Andriy Biletsky, le fondateur du tristement célèbre Bataillon Azov néonazi, qui a des soutiens dans l’État américain et ukrainien, a confirmé que Protasevich faisait partie d’une «opération anti-terroriste» menée par son bataillon dans l’est de l’Ukraine pendant la guerre civile, un nom de code pour la répression de l’opposition au gouvernement de Kiev. Protasevich aurait également été blessé.

Dans une interview accordée en septembre dernier au blogueur russe Youri Dud, Protasevitch a déclaré qu’il s’était rendu en Ukraine pour «venir jeter un coup d’œil» au Maïdan et à la guerre civile dans l’est de l’Ukraine, mais a insisté pour dire qu’il ne travaillait qu’en tant que «journaliste» et ne participait pas lui-même aux combats. À l’époque, le gouvernement de Loukachenko a, en fait, soutenu le coup d’État. Ses relations étroites avec le gouvernement ukrainien ne se sont dégradées qu’à l’automne dernier, lorsque Kiev a décidé de soutenir l’opposition anti-Loukashenko. La chaîne NEXTA de Protasevich est dirigée depuis Varsovie et bénéficie du soutien financier du gouvernement polonais d’extrême droite du parti Droit et Justice (PiS).

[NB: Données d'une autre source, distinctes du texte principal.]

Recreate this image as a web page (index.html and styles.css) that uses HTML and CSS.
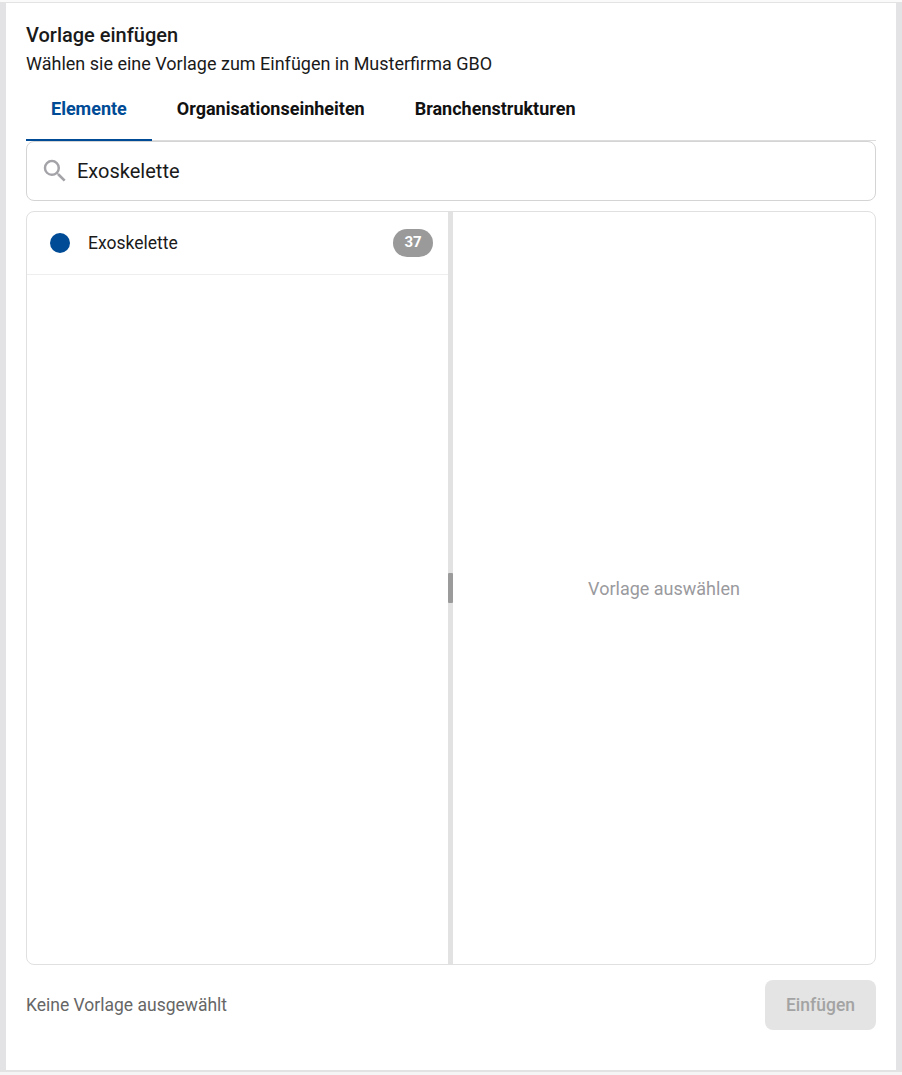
FILE: index.html
```html
<!DOCTYPE html>
<html lang="de">
<head>
<meta charset="utf-8">
<title>Vorlage einfügen</title>
<link rel="stylesheet" href="styles.css">
</head>
<body>
<div class="top-strip"></div>
<main class="dialog">
  <h1 class="title">Vorlage einfügen</h1>
  <p class="subtitle">Wählen sie eine Vorlage zum Einfügen in Musterfirma GBO</p>
  <nav class="tabs">
    <a class="tab active">Elemente</a>
    <a class="tab">Organisationseinheiten</a>
    <a class="tab">Branchenstrukturen</a>
  </nav>
  <div class="search">
    <svg class="search-icon" viewBox="0 0 24 24" width="30" height="30"><path d="M15.5 14h-.79l-.28-.27A6.47 6.47 0 0 0 16 9.5 6.5 6.5 0 1 0 9.5 16c1.61 0 3.09-.59 4.23-1.57l.27.28v.79l5 4.99L20.49 19l-4.99-5zm-6 0C7.01 14 5 11.99 5 9.5S7.01 5 9.5 5 14 7.01 14 9.5 11.99 14 9.5 14z"/></svg>
    <span class="search-text">Exoskelette</span>
  </div>
  <section class="panes">
    <div class="list">
      <div class="row">
        <span class="dot"></span>
        <span class="row-label">Exoskelette</span>
        <span class="badge">37</span>
      </div>
    </div>
    <div class="splitter"><span class="handle"></span></div>
    <div class="preview">Vorlage auswählen</div>
  </section>
  <footer class="footer">
    <span class="status">Keine Vorlage ausgewählt</span>
    <button class="insert" disabled>Einfügen</button>
  </footer>
</main>
<div class="bottom-strip"></div>
</body>
</html>
```
FILE: styles.css
```css
* { box-sizing: border-box; }
html, body { margin: 0; height: 100%; }
body {
  width: 902px;
  height: 1075px;
  overflow: hidden;
  display: flex;
  flex-direction: column;
  background: #e3e3e5;
  font-family: Roboto, "Liberation Sans", sans-serif;
  color: #1a1a1a;
}
.top-strip {
  height: 3px;
  background: #fafafa;
  border-bottom: 1px solid #e3e3e3;
  flex: none;
}
.dialog {
  flex: none;
  height: 1067px;
  margin: 0 6px;
  padding: 20px 20px 0;
  background: #fff;
  display: flex;
  flex-direction: column;
}
.bottom-strip {
  flex: 1;
  background: #f5f5f5;
  border-top: 2px solid #e3e3e3;
}
.title {
  margin: 0;
  font-size: 20px;
  line-height: 24px;
  font-weight: 500;
}
.subtitle {
  margin: 7px 0 0;
  font-size: 18px;
  line-height: 20px;
}
.tabs {
  display: flex;
  height: 67px;
  padding-top: 4px;
  border-bottom: 1px solid #dcdcdc;
  flex: none;
}
.tab {
  padding: 0 25px;
  height: 63px;
  line-height: 62px;
  font-size: 18px;
  font-weight: 700;
  color: #111;
}
.tab.active {
  color: #004b96;
  border-bottom: 2px solid #004b96;
}
.search {
  height: 60px;
  border: 1px solid #d4d4d4;
  border-radius: 8px;
  display: flex;
  align-items: center;
  padding-left: 13px;
  gap: 7px;
  flex: none;
}
.search-icon { fill: #a3a3a8; flex: none; }
.search-text { font-size: 20px; }
.panes {
  height: 754px;
  margin-top: 10px;
  border: 1px solid #e0e0e0;
  border-radius: 8px;
  display: flex;
  flex: none;
}
.list { width: 421px; flex: none; }
.row {
  height: 63px;
  border-bottom: 1px solid #eee;
  display: flex;
  align-items: center;
  padding: 0 15px 0 23px;
}
.dot {
  width: 20px;
  height: 20px;
  border-radius: 50%;
  background: #004b96;
  flex: none;
}
.row-label {
  margin-left: 18px;
  font-size: 17.5px;
  flex: 1;
}
.badge {
  width: 40px;
  height: 28px;
  border-radius: 14px;
  background: #9a9a9a;
  color: #fff;
  font-size: 15px;
  font-weight: 700;
  line-height: 27px;
  text-align: center;
}
.splitter {
  width: 5px;
  flex: none;
  background: #e2e2e2;
  display: flex;
  align-items: center;
}
.handle {
  width: 5px;
  height: 30px;
  background: #9b9b9b;
  border-radius: 1px;
}
.preview {
  flex: 1;
  display: flex;
  align-items: center;
  justify-content: center;
  color: #9a9a9e;
  font-size: 18px;
}
.footer {
  margin-top: 15px;
  display: flex;
  align-items: center;
  justify-content: space-between;
}
.status { font-size: 17.5px; color: #666; }
.insert {
  width: 111px;
  height: 50px;
  border: 0;
  border-radius: 8px;
  background: #e4e4e4;
  color: #a3a3a3;
  font-family: inherit;
  font-size: 17.5px;
  font-weight: 500;
}
```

Ces liens soulignent le caractère sinistre des opérations de l’impérialisme américain et européen en Europe de l’Est. Pendant la Seconde Guerre mondiale, des dizaines de millions de personnes, dont la quasi-totalité de la population juive de la Biélorussie, de l’Ukraine et des pays baltes, furent assassinées par les nazis et leurs collaborateurs fascistes locaux. Aujourd’hui, ce sont des forces similaires qu’on promeut sous le faux étendard des «droits de l’homme» et de la «démocratie». Vendredi dernier, l’UE a révélé un plan visant à envoyer 3 milliards de dollars à la Biélorussie une fois qu’une «transition pacifique du pouvoir» serait assurée. L’opposition déplore que l’aide financière et politique des puissances impérialistes ait été jusqu’à présent insuffisante, et prévoit de reprendre les manifestations de masse.